William Booth died in 1864, and in 1866 Thomas P. Dunham purchased the farm. Dunham was born in Junius, New York, in 1822. He was a grocer in Chicago and a sugar broker in New Orleans for several years before coming to Kalamazoo County in 1859 with his wife Emily (Braden) Dunham. Thomas was active in local affairs, serving as Highway Commissioner and as director of the nearby school. The Dunhams added onto the house in about 1875. Thomas died in 1895, after turning the farm over to his eldest son Charles. Charles died in 1909, and the farm was turned over to the second son Edgar. The family operated the farm until 1946, when the last of Thomas's children died. In 1952, the Sprau family bought the farm. In 1967, they sold the bulk of the acreage to Kalamazoo Valley Community College for their new campus.

==Description==
The Booth-Dunham Estate includes a farm house, a large barn, a tool shed, a wood shed and a wellhouse sitting on a 22-acre parcel of land. The house is a 1 1/2-story, T-shaped side-gable Greek Revival structure with a timber frame and a fieldstone foundation. A rear ell is attached behind the house. The house is clad with clapboard siding, and has a low-pitched roof and general symmetrical window placement typical of Greek Revival style. The front facade is almost perfectly symmetrical. The first floor has a centrally located front door flanked by pairs of none=over-six double hung windows with shutters. The second floor has three windows, with the central one slightly off center. A shed-roof porch supported by plain columns runs the width of the front of the house.
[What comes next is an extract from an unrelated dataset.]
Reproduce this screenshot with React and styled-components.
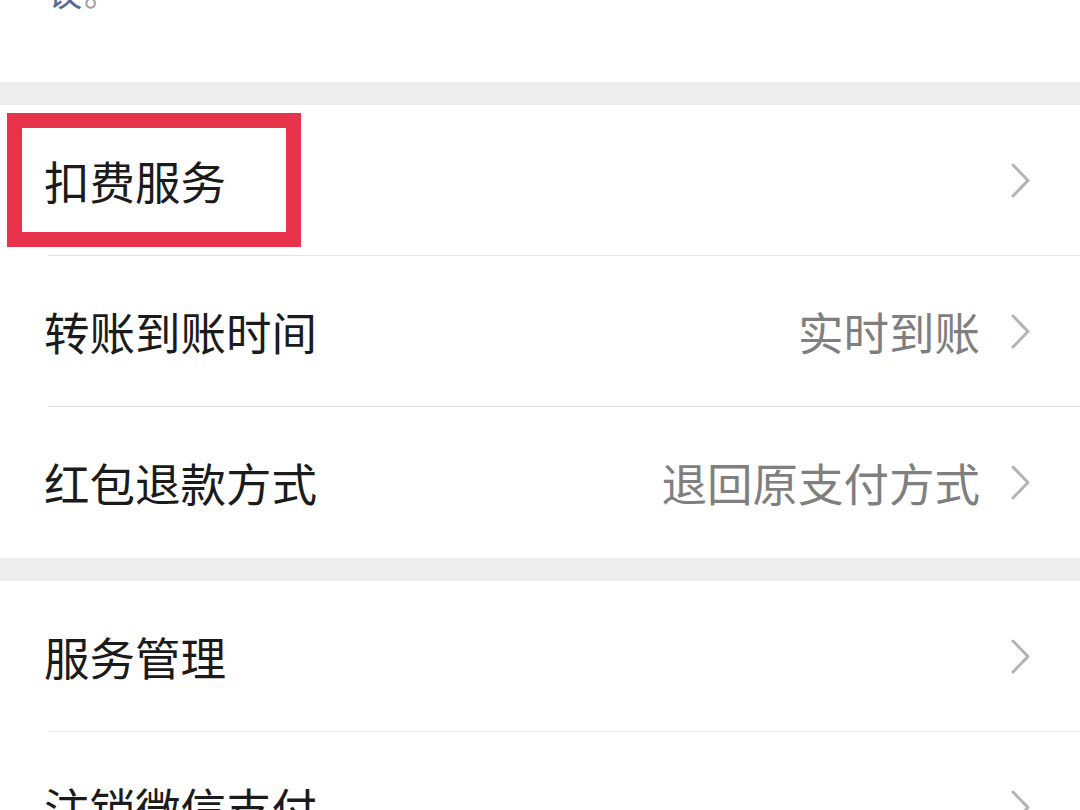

The barn is an eight-bay, timber-framed, side-gable structure with vertical wooden siding measuring 30 feet wide by 120 feet long. It was likely built about the same time as the house (about 1840). The toolshed is a single-story, side gable structure measuring 60 feet long by 16 feet wide. It dates from about the 1920s. The woodshed is a front gable, single story wood-frame building measuring approximately 20 feet long and 16 feet wide. The wellhouse is a pyramid roofed, concrete block building, measuring ten feet by yen feet, covering a six foot deep stone lined well pit. It likely dates from the 1920s.